4. The corruption of the elders. We may readily acquit them of liking the task entailed upon them. They could not embark on that course of crime without many qualms of conscience and secret self upbraidings. But the name of Jezebel inspired so much terror that they dared not resist her will. Their sin was, first, that they feared man more than God. It was unbelief at bottom; they had more faith in the finger of the queen than in the arm of the Almighty. They argued, as the Turkish peasant does, that the queen was near and God was a long way off. It was, secondly, that they abused their office. In defiance of law (Exodus 23:2, Exodus 23:6; Deuteronomy 16:19), they wrested judgment and condemned the innocent (Deuteronomy 27:19, Deuteronomy 27:25), and so they share with Jezebel the guilt of the murder. It is idle to plead the constraint put upon them, to say that they would have died had they resisted her; they should have died rather than slay the innocent. But for their complaisance, the queen might have been baffled. One might reasonably expect elders—the "judges and officers" of the land (Deuteronomy 16:18)—to answer, "We ought to obey God rather than man." History tells of many judges who have withstood the corrupt commands of their sovereign. During the Mohammedan rule in Spain one of the caliphs took forcible possession of a field belonging to one of his subjects. This man, as a forlorn hope, stated his grievance before the kadi, a man renowned for his integrity, and the kadi promised to bring his case before the king. Loading his mule with a sack of earth which he had taken from the stolen field, he strode into the presence of the prince, and asked him to be so good as to lift the sack of earth to his shoulders. The caliph tried to comply with his request, but the burden proved too heavy for him; he could not move, still less carry, it. "Wretched man!" cried the judge, "see what thou hast done. Thou canst not carry one mule's burden of the earth of this field of which thou hast deprived thy subject. How, then, canst thou hope to sustain the whole field on thy shoulders in the dreadful day of judgment?" The appeal was successful; the prince made immediate restitution and rewarded the judge. But nothing of this kind did the elders of Jezreel. They only feared for their skins. They argued that one or the other must die, and if so it must be Naboth. And so he died, and they bore the stain of blood upon their souls.

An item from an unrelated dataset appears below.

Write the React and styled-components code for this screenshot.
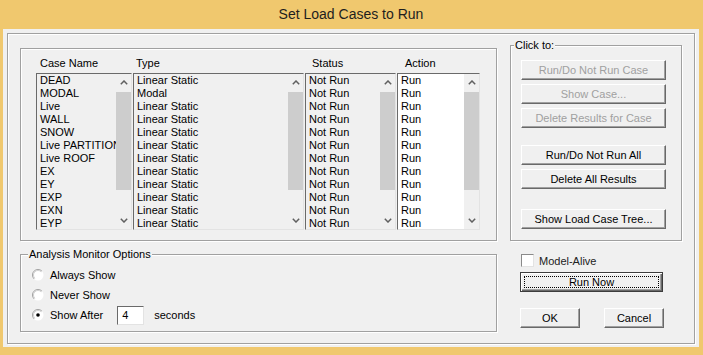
import React from 'react';
import styled, { createGlobalStyle } from 'styled-components';

const GlobalStyle = createGlobalStyle`
  html, body {
    margin: 0;
    padding: 0;
    background: #F0C86E;
  }
  body {
    font-family: "Liberation Sans", Arial, sans-serif;
    font-size: 11px;
    color: #000;
  }
`;

const Window = styled.div`
  width: 703px;
  height: 355px;
  box-sizing: border-box;
  background: #F0C86E;
  padding: 0 4px 8px 3px;
  display: flex;
  flex-direction: column;
`;

const TitleBar = styled.div`
  height: 29px;
  display: flex;
  align-items: center;
  justify-content: center;
  font-size: 14px;
  color: #1E1E1E;
  padding-bottom: 2px;
  box-sizing: border-box;
`;

const Client = styled.div`
  flex: 1;
  display: flex;
  background: #F0F0F0;
  padding: 4px 4px 3px 4px;
`;

const Frame = styled.div`
  flex: 1;
  display: grid;
  grid-template-columns: 477px 172px;
  column-gap: 13px;
  align-items: start;
  padding-left: 12px;
  border: 1px solid #A0A0A0;
  box-shadow: inset 1px 1px 0 #fff, 1px 1px 0 #fff;
`;

const LeftCol = styled.div`
  display: flex;
  flex-direction: column;
  padding-top: 14px;
`;

const RightCol = styled.div`
  display: flex;
  flex-direction: column;
  padding-top: 5px;
`;

const ListGroup = styled.div`
  height: 193px;
  box-sizing: border-box;
  padding: 8px 0 0 15px;
  border: 1px solid #A0A0A0;
  box-shadow: inset 1px 1px 0 #fff, 1px 1px 0 #fff;
`;

const COLS = '96px 171px 91px 83px';

const HeaderRow = styled.div`
  display: grid;
  grid-template-columns: ${COLS};
  column-gap: 1px;
  line-height: 13px;
  margin-bottom: 3px;
`;

const HeaderCell = styled.div`
  padding-left: ${p => p.$indent}px;
`;

const Lists = styled.div`
  display: grid;
  grid-template-columns: ${COLS};
  column-gap: 1px;
`;

const ListBox = styled.div`
  height: 157px;
  box-sizing: border-box;
  display: flex;
  background: ${p => (p.$white ? '#fff' : '#F0F0F0')};
  border: 1px solid;
  border-color: #6A6A6A #E3E3E3 #E3E3E3 #6A6A6A;
`;

const Items = styled.div`
  flex: 1;
  min-width: 0;
  overflow: hidden;
`;

const Item = styled.div`
  height: 13px;
  line-height: 13px;
  padding-left: 3px;
  white-space: nowrap;
  overflow: hidden;
`;

const ScrollBar = styled.div`
  width: 15px;
  display: flex;
  flex-direction: column;
  background: #F0F0F0;
`;

const Arrow = styled.div`
  height: 17px;
  display: flex;
  align-items: center;
  justify-content: center;
`;

const Track = styled.div`
  flex: 1;
  padding-top: 1px;
`;

const Thumb = styled.div`
  height: 98px;
  background: #CDCDCD;
`;

const Group = styled.fieldset`
  margin: ${p => p.$mt || 0}px 0 0 0;
  padding: ${p => p.$pad};
  min-width: 0;
  border: 1px solid #A0A0A0;
  box-shadow: inset 1px 1px 0 #fff, 1px 1px 0 #fff;
`;

const Legend = styled.legend`
  margin-left: ${p => p.$indent}px;
  padding: 0 1px;
  line-height: 12px;
  background: #F0F0F0;
`;

const ButtonStack = styled.div`
  display: flex;
  flex-direction: column;
  align-items: flex-start;
`;

const Button = styled.button`
  width: ${p => p.$w || 145}px;
  height: 20px;
  margin-top: ${p => p.$gap || 0}px;
  box-sizing: border-box;
  padding: 0;
  background: #F0F0F0;
  border: 1px solid;
  border-color: #fff #696969 #696969 #fff;
  box-shadow: inset -1px -1px 0 #A0A0A0;
  font-family: "Liberation Sans", Arial, sans-serif;
  font-size: 11px;
  color: ${p => (p.disabled ? '#A0A0A0' : '#000')};
`;

const DefaultButton = styled.button`
  width: 143px;
  height: 20px;
  box-sizing: border-box;
  padding: 3px;
  display: flex;
  background: #F0F0F0;
  border: 1px solid #3C3C3C;
  box-shadow: inset 1px 1px 0 #fff, inset -1px -1px 0 #696969, inset -2px -2px 0 #A0A0A0;
  font-family: "Liberation Sans", Arial, sans-serif;
  font-size: 11px;
  color: #000;
`;

const FocusRect = styled.span`
  flex: 1;
  display: flex;
  align-items: center;
  justify-content: center;
  border: 1px dotted #000;
`;

const Bottom = styled.div`
  display: flex;
  flex-direction: column;
  padding-left: 10px;
`;

const CheckRow = styled.label`
  display: flex;
  align-items: center;
  gap: 5px;
  height: 13px;
  margin: 13px 0 5px 1px;
  color: #222;
`;

const CheckBox = styled.span`
  width: 13px;
  height: 13px;
  box-sizing: border-box;
  background: #fff;
  border: 1px solid;
  border-color: #8A8A8A #E3E3E3 #E3E3E3 #8A8A8A;
`;

const ButtonRow = styled.div`
  display: flex;
  gap: 24px;
  margin-top: 16px;
`;

const RadioRow = styled.div`
  display: flex;
  align-items: center;
  height: 20px;
`;

const RadioLabel = styled.span`
  margin-left: 6px;
`;

const NumberBox = styled.div`
  width: 27px;
  height: 19px;
  box-sizing: border-box;
  margin: 0 10px 0 14px;
  padding-left: 4px;
  line-height: 17px;
  background: #fff;
  border: 1px solid;
  border-color: #6A6A6A #E3E3E3 #E3E3E3 #6A6A6A;
`;

const Chevron = ({ down }) => (
  <svg width="8" height="5" viewBox="0 0 8 5">
    <path
      d={down ? 'M0.8 0.8 L4 4 L7.2 0.8' : 'M0.8 4.2 L4 1 L7.2 4.2'}
      fill="none"
      stroke="#606060"
      strokeWidth="1.5"
    />
  </svg>
);

const Radio = ({ checked }) => (
  <svg width="12" height="12" viewBox="0 0 12 12">
    <circle cx="6" cy="6" r="5.5" fill="#fff" />
    <path d="M2.1 9.9 A5.5 5.5 0 0 1 9.9 2.1" fill="none" stroke="#A0A0A0" />
    <path d="M2.8 9.2 A4.5 4.5 0 0 1 9.2 2.8" fill="none" stroke="#D0D0D0" />
    {checked && <circle cx="6" cy="6" r="1.8" fill="#000" />}
  </svg>
);

const cases = ['DEAD', 'MODAL', 'Live', 'WALL', 'SNOW', 'Live PARTITION', 'Live ROOF', 'EX', 'EY', 'EXP', 'EXN', 'EYP'];

const columns = [
  { title: 'Case Name', indent: 4, rows: cases },
  { title: 'Type', indent: 3, rows: cases.map(c => (c === 'MODAL' ? 'Modal' : 'Linear Static')) },
  { title: 'Status', indent: 7, rows: cases.map(() => 'Not Run') },
  { title: 'Action', indent: 8, rows: cases.map(() => 'Run'), white: true },
];

const List = ({ rows, white }) => (
  <ListBox $white={white}>
    <Items>
      {rows.map((r, i) => (
        <Item key={i}>{r}</Item>
      ))}
    </Items>
    <ScrollBar>
      <Arrow><Chevron /></Arrow>
      <Track><Thumb /></Track>
      <Arrow><Chevron down /></Arrow>
    </ScrollBar>
  </ListBox>
);

export default function App() {
  return (
    <Window>
      <GlobalStyle />
      <TitleBar>Set Load Cases to Run</TitleBar>
      <Client>
        <Frame>
          <LeftCol>
            <ListGroup>
              <HeaderRow>
                {columns.map(c => (
                  <HeaderCell key={c.title} $indent={c.indent}>{c.title}</HeaderCell>
                ))}
              </HeaderRow>
              <Lists>
                {columns.map(c => (
                  <List key={c.title} rows={c.rows} white={c.white} />
                ))}
              </Lists>
            </ListGroup>

            <Group $mt={7} $pad="5px 0 6px 11px">
              <Legend $indent={-4}>Analysis Monitor Options</Legend>
              <RadioRow>
                <Radio />
                <RadioLabel>Always Show</RadioLabel>
              </RadioRow>
              <RadioRow>
                <Radio />
                <RadioLabel>Never Show</RadioLabel>
              </RadioRow>
              <RadioRow>
                <Radio checked />
                <RadioLabel>Show After</RadioLabel>
                <NumberBox>4</NumberBox>
                <span>seconds</span>
              </RadioRow>
            </Group>
          </LeftCol>

          <RightCol>
            <Group $pad="9px 0 11px 10px">
              <Legend $indent={-7}>Click to:</Legend>
              <ButtonStack>
                <Button disabled>Run/Do Not Run Case</Button>
                <Button disabled $gap={4}>Show Case...</Button>
                <Button disabled $gap={4}>Delete Results for Case</Button>
                <Button $gap={17}>Run/Do Not Run All</Button>
                <Button $gap={4}>Delete All Results</Button>
                <Button $gap={20}>Show Load Case Tree...</Button>
              </ButtonStack>
            </Group>
            <Bottom>
              <CheckRow>
                <CheckBox />
                Model-Alive
              </CheckRow>
              <DefaultButton>
                <FocusRect>Run Now</FocusRect>
              </DefaultButton>
              <ButtonRow>
                <Button $w={60}>OK</Button>
                <Button $w={60}>Cancel</Button>
              </ButtonRow>
            </Bottom>
          </RightCol>
        </Frame>
      </Client>
    </Window>
  );
}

5. The perjury of the witnesses. It is hardly correct to describe their sin as perjury. It was much more than that. It was actual murder also. As witnesses, they had to cast the first stone—to take the principal part in the execution. Even without this they were guilty of murder, for it was upon their testimony that Naboth was condemned to die. They share with the elders, consequently, the guilt of violating the sixth and ninth commandments. But they were "sons of Belial" to begin with. They were not ministers of God; still less were they the "Lord's anointed." And they were but instruments in the hand of others. The elders were the hand; the queen was the head.

It is clear, then, that Naboth's death was a true martyrdom. He died a victim to his faith in God and his obedience to law. He was a witness ( μάρτυς), consequently, for God no less than Elijah or Elisha. Like Elijah, he was a public vindicator of the law, and he sealed his witness with his blood. He died because he would not deny it; because others, its guardians and executors, violated and abused it.

But if any deny his right to be enrolled in the army of martyrs, it only needs to compare his end with that of the protomartyr Stephen, and indeed with that of our blessed Lord. The analogy could not well be closer.

1. The same passions and influences were at work in each case. It was unbelief and pride and covetousness occasioned the death of Naboth. These were the forces arrayed against our Lord and against Stephen. Was there a coveted vineyard in one case? so there was in the other (Luke 20:14, Luke 20:15).

2. The tribunals were equally corrupt. The Sanhedrim was the counterpart of the elders; the council of Jerusalem of that of Jezreel (Matthew 26:59; Acts 6:12).

3. The princes of this world occasioned the death of Naboth; the princes of this world took counsel against the Christ (Acts 4:26, Acts 4:27), and crucified the Lord of glory (1 Corinthians 2:8).

4. The charge was the same in every case, viz; blasphemy (Matthew 26:65; Acts 6:13). The variation is extremely slight: "God and the king" in one case; "against Moses and God" in another (Acts 6:11).

5. The charge was made in each instance by men who were conspicuously law-breakers (John 17:19; Acts 7:58), and it was made in the name of law (John 19:7; Acts 6:14).

6. The means used to compass the death were alike in every case, viz; false witness (Matthew 26:59, Matthew 26:60; Acts 6:11, 18).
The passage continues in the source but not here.